Most jewelers have adopted a wait-and-see approach, given the talk of repealing
the entire national health care bill or certain provisions–especially Section
9006, which details the reporting requirements in the Affordable Care Act.
Shortly after the midterm elections, Republican party leaders, including
incoming Speaker John Boehner (R-Ohio) and Mitch McConnell (R-Kentucky),
discussed repealing the whole health care bill, specifically mentioning the
1099 reporting requirement as a revenue-raising measure that would hurt
businesses of many types and sizes. Even President Barack Obama recently
characterized it as “overly burdensome.”

The government is hoping the 1099 reporting requirements will offset Affordable
Care Act costs by $17 billion to $19 billion a year, according to Congressional
Budget Office estimates. But IRS officials have been quoted in a number of news
sources stating that the costs associated with administering these tax revenue
collections will far outweigh the benefits.

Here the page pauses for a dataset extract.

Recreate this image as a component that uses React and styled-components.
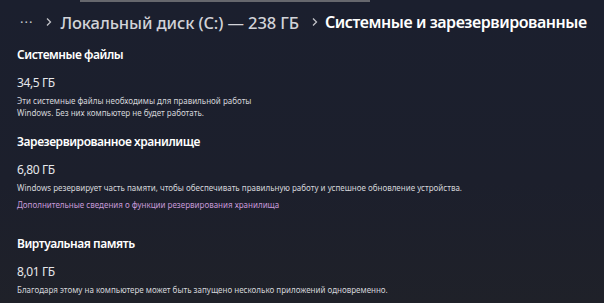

Barry Stuppler, a professional numismatist with more than 40 years in the rare
coin and bullion community, is the founder and chairman of GoldandSilverPAC.org,
a political action committee looking to repeal Section 9006. Stuppler and his
constituents hope Section 9006 will be repealed or amended in the 2010 lame
duck session. “If the Affordable Care Act isn’t repealed entirely, or Section
9006 remains intact, our group is proposing using funds that haven’t been
allocated or unfunded programs in the TARP bill,” says Stuppler, referring to
the Troubled Asset Relief Program, a government program to buy up
mortgage-backed securities, and stabilize the financial markets, in the wake of
the 2008 economic crisis.

In June 2010, Jewelers of America (JA) received feedback from its members
regarding concerns over the 1099 reporting. In JA’s summer 2010 member
newsletter, The J Report, the trade association’s legislative counsel lead by
Timothy Haake, principal of Haake and Associates, said: “To repeal this
provision, Rep. Daniel Lungren (R-CA) introduced the Small Business Paperwork
Mandate Elimination Act [H.R. 5141], but we don’t see this gaining traction
until next year.”

For now, JA’s official position on the matter doesn’t mince words: “Jewelers of
America believes this provision should be fully repealed,” says chief operating
officer Robert Headley. “The new regulation, which is set to go into effect on
Jan. 1, 2012, would mean that businesses would have to file an IRS Form 1099
for every vendor that they pay $600 annually, regardless of the service
provided, an unreasonable burden on businesses that are already highly
stressed.”

Rex Solomon, president of Houston Jewelry, is worried about the huge financial
implications. “This could cost me upwards of $5,000 to $8,000 in administrative
costs alone,” says Solomon. “But what retailers need to be really concerned
about are the liability issues that come with having to gather, protect, and
store this very sensitive customer data and tax information.”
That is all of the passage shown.